Re: [PATCH v2 1/4] siphash: add cryptographically secure hashtable function

From: Jason A. Donenfeld
Date: Wed Dec 14 2016 - 08:10:55 EST


Hi Hannes,

On Wed, Dec 14, 2016 at 12:21 PM, Hannes Frederic Sowa
<hannes@xxxxxxxxxxxxxxxxxxx> wrote:
> Can you show or cite benchmarks in comparison with jhash? Last time I
> looked, especially for short inputs, siphash didn't beat jhash (also on
> all the 32 bit devices etc.).

I assume that jhash is likely faster than siphash, but I wouldn't be
surprised if with optimization we can make siphash at least pretty
close on 64-bit platforms. (I'll do some tests though; maybe I'm wrong
and jhash is already slower.)

With that said, siphash is here to replace uses of jhash where
hashtable poisoning vulnerabilities make it necessary. Where there's
no significant security improvement, if there's no speed improvement
either, then of course nothing's going to change.

I should have mentioned md5_transform in this first message too, as
two other patches in this series actually replace md5_transform usage
with siphash. I think in this case, siphash is a clear performance
winner (and security winner) over md5_transform. So if the push back
against replacing jhash usages is just too high, at the very least it
remains useful already for the md5_transform usage.


> This pretty much depends on the linearity of the hash function? I don't
> think a crypto secure hash function is needed for a hash table. Albeit I
> agree that siphash certainly looks good to be used here.

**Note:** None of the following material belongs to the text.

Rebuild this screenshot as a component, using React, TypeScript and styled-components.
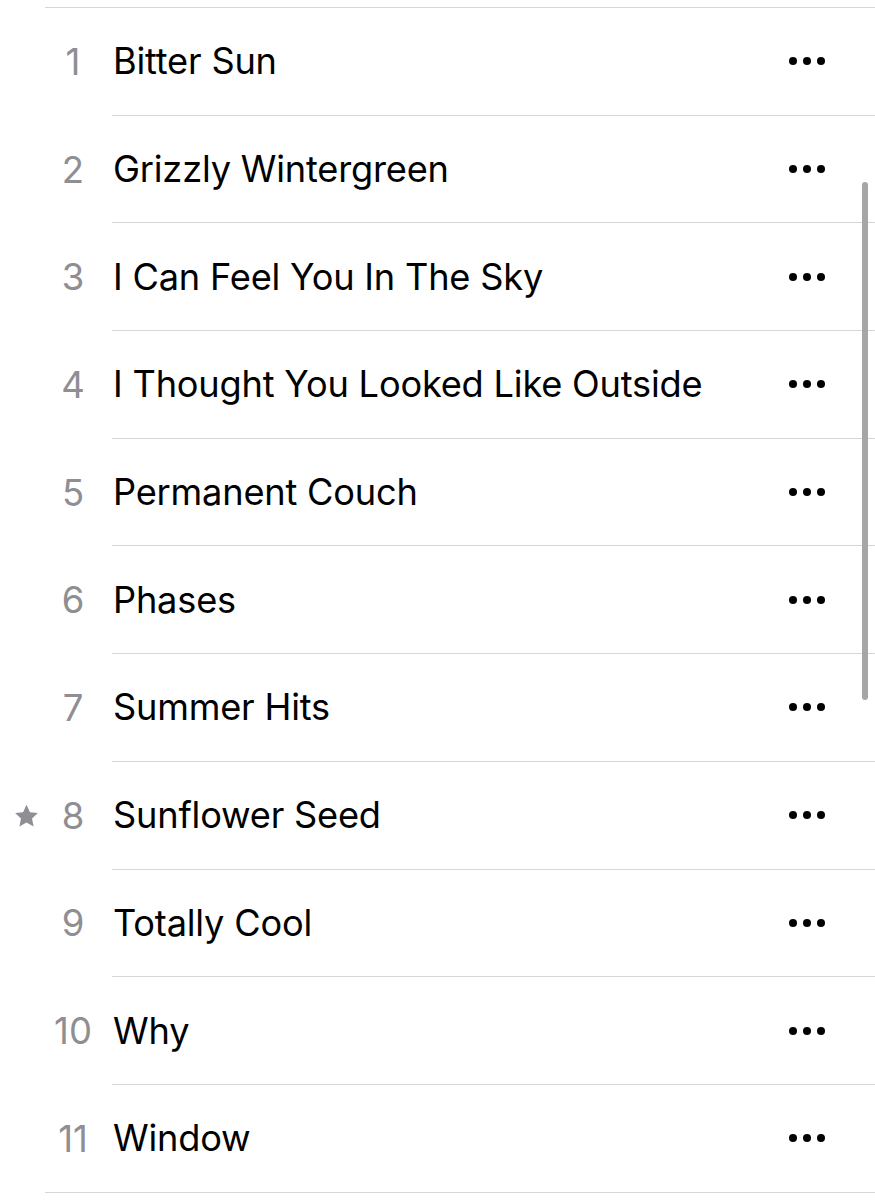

In order to prevent the aforementioned poisoning attacks, a PRF with
perfect linearity is required, which is what's achieved when it's a
cryptographically secure one. Check out section 7 of
https://131002.net/siphash/siphash.pdf .

> I am pretty sure that SipHash still needs a random key per hash table
> also. So far it was only the choice of hash function you are questioning.

Siphash needs a random secret key, yes. The point is that the hash
function remains secure so long as the secret key is kept secret.
Other functions can't make the same guarantee, and so nervous periodic
key rotation is necessary, but in most cases nothing is done, and so
things just leak over time.


> Hmm, I tried to follow up with all the HashDoS work and so far didn't
> see any HashDoS attacks against the Jenkins/SpookyHash family.
>
> If this is an issue we might need to also put those changes into stable.

jhash just isn't secure; it's not a cryptographically secure PRF. If
there hasn't already been an academic paper put out there about it
this year, let's make this thread 1000 messages long to garner
attention, and next year perhaps we'll see one. No doubt that
motivated government organizations, defense contractors, criminals,
and other netizens have already done research in private. Replacing
insecure functions with secure functions is usually a good thing.